Meanwhile in Dobrzyn, Hili is in conversation:
Hili: Am I disturbing you?
Kulka, No, on the contrary, it’s nice to see you.
(Photo: Paulina R.)
Hili: Nie przeszkadzam?
Kulka: Nie, przeciwnie, miło cię widzieć.
(Zdjęcie: Paulina R.)
24 April 1934 | A German Jewish boy, Kurt Peter Wiesen, was born in Eisenach.
In 1943 he was deported to #Auschwitz and murdered in a gas chamber. pic.twitter.com/c37UNqsVvA
— Auschwitz Memorial (@AuschwitzMuseum) April 24, 2022
I’m not going to do a full list of “on this day” but I’m pretty sure Jerry would pick this one:
1916 – Ernest Shackleton and five men of the Imperial Trans-Antarctic Expedition launch a lifeboat from uninhabited Elephant Island in the Southern Ocean to organise a rescue for the crew of the sunken Endurance.
Noting that 25-odd crew were left on Elephant Island with a lifeboat for shelter, guns and ammunition for hunting. I wonder how long Shackleton had told the “island commander” to wait before launching a second attempt? Probably over-winter, but I don’t know how wide their weather windows were.
I assume that he left some of the charts that he had taken from the Endurance on the island, to give a second escape attempt a chance. There’s a hard set of choices to make. One for the disaster-training courses to consider.
On arriving at South Georgia, Shackleton and crew landed on the SW side of the island, when the only settlement (a whale-processing factory) was on the NE side of the island, so they had to do a fairly graunchy (by modern standards) 20-30 km of mountaineering over the glaciers and mountains of the island’s “spine” in order to get to Grytviken. Of course, their marine charts didn’t record a lot of onshore information – probably just a few mountain peaks and coastal features (to help with navigation at sea) – which means a pretty challenging set of route-finding problems within a few miles of safety.
On this day in 2011, Sathya Sai Baba, a notable purveyor of woo, died.
Sachin Tendulkar (b 1973) and Barbra Streisand (b 1942) celebrate their birthdays.
A strange one today over at Astronomy Picture of the Day, involving cats: https://apod.nasa.gov/apod/astropix.html
Oscar Zariski, one of the most influential algebraists of the 20th Century, and my mathematical great-great grandfather, was born OTD 1899 (died 1986).
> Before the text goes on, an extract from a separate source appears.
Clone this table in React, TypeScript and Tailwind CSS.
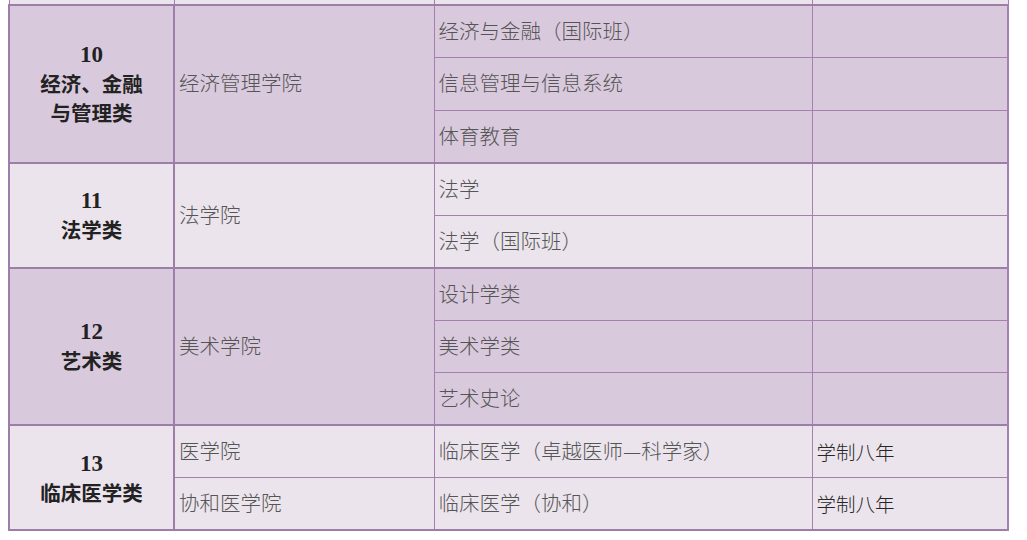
import React from "react";

type Group = {
  no: string;
  name: string[];
  dark: boolean;
  rows: { college?: string; span?: number; major: string; note?: string }[];
};

const groups: Group[] = [
  {
    no: "10",
    name: ["经济、金融", "与管理类"],
    dark: true,
    rows: [
      { college: "经济管理学院", span: 3, major: "经济与金融（国际班）" },
      { major: "信息管理与信息系统" },
      { major: "体育教育" },
    ],
  },
  {
    no: "11",
    name: ["法学类"],
    dark: false,
    rows: [
      { college: "法学院", span: 2, major: "法学" },
      { major: "法学（国际班）" },
    ],
  },
  {
    no: "12",
    name: ["艺术类"],
    dark: true,
    rows: [
      { college: "美术学院", span: 3, major: "设计学类" },
      { major: "美术学类" },
      { major: "艺术史论" },
    ],
  },
  {
    no: "13",
    name: ["临床医学类"],
    dark: false,
    rows: [
      { college: "医学院", span: 1, major: "临床医学（卓越医师—科学家）", note: "学制八年" },
      { college: "协和医学院", span: 1, major: "临床医学（协和）", note: "学制八年" },
    ],
  },
];

const cell = "border border-[#a47fb0] px-[4px] align-middle text-left";

const App = () => {
  return (
    <div
      className="w-[1027px] h-[540px] bg-white overflow-hidden"
      style={{ fontFamily: '"Noto Sans CJK SC", "Liberation Serif", serif' }}
    >
      <table className="ml-[8px] w-[999px] border-collapse table-fixed text-[20.5px] text-[#555] font-light">
        <colgroup>
          <col className="w-[165px]" />
          <col className="w-[260px]" />
          <col className="w-[378px]" />
          <col className="w-[196px]" />
        </colgroup>
        <tbody className="bg-[#ebe4ec] border-b-2 border-[#9d7ea8]">
          <tr className="h-[5px]">
            <td className="border-x border-[#a47fb0] p-0" />
            <td className="border-x border-[#a47fb0] p-0" />
            <td className="border-x border-[#a47fb0] p-0" />
            <td className="border-x border-[#a47fb0] p-0" />
          </tr>
        </tbody>
        {groups.map((g) => (
          <tbody
            key={g.no}
            className={`border-y-2 border-[#9d7ea8] ${g.dark ? "bg-[#d9c9dd]" : "bg-[#ebe4ec]"}`}
          >
            {g.rows.map((r, i) => (
              <tr key={i} className="h-[52.5px]">
                {i === 0 && (
                  <td
                    rowSpan={g.rows.length}
                    className="border-x-2 border-[#9d7ea8] text-center align-middle text-[#222] font-bold leading-[29px]"
                  >
                    <div
                      className="text-[23px]"
                      style={{ fontFamily: '"Liberation Serif", serif' }}
                    >
                      {g.no}
                    </div>
                    {g.name.map((n) => (
                      <div key={n} className="text-[20.5px]">
                        {n}
                      </div>
                    ))}
                  </td>
                )}
                {r.college && (
                  <td rowSpan={r.span} className={cell}>
                    <span className="relative -top-[1px]">{r.college}</span>
                  </td>
                )}
                <td className={cell}>
                  <span className="relative -top-[1px]">{r.major}</span>
                </td>
                <td className={`${cell} border-r-2 text-[#262626] text-[19.5px] font-light`}>
                  {r.note}
                </td>
              </tr>
            ))}
          </tbody>
        ))}
      </table>
    </div>
  );
};

export default App;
https://en.m.wikipedia.org/wiki/Oscar_Zariski
I always find it remarkable that any photos exist of anyone the Nazis exterminated. They obsessively documented everyone they killed, but AFAIK such pictures were not part of those records. Are they typically shots that were sent to relatives outside the Nazi grip, that have filtered in since, or is there another typical route?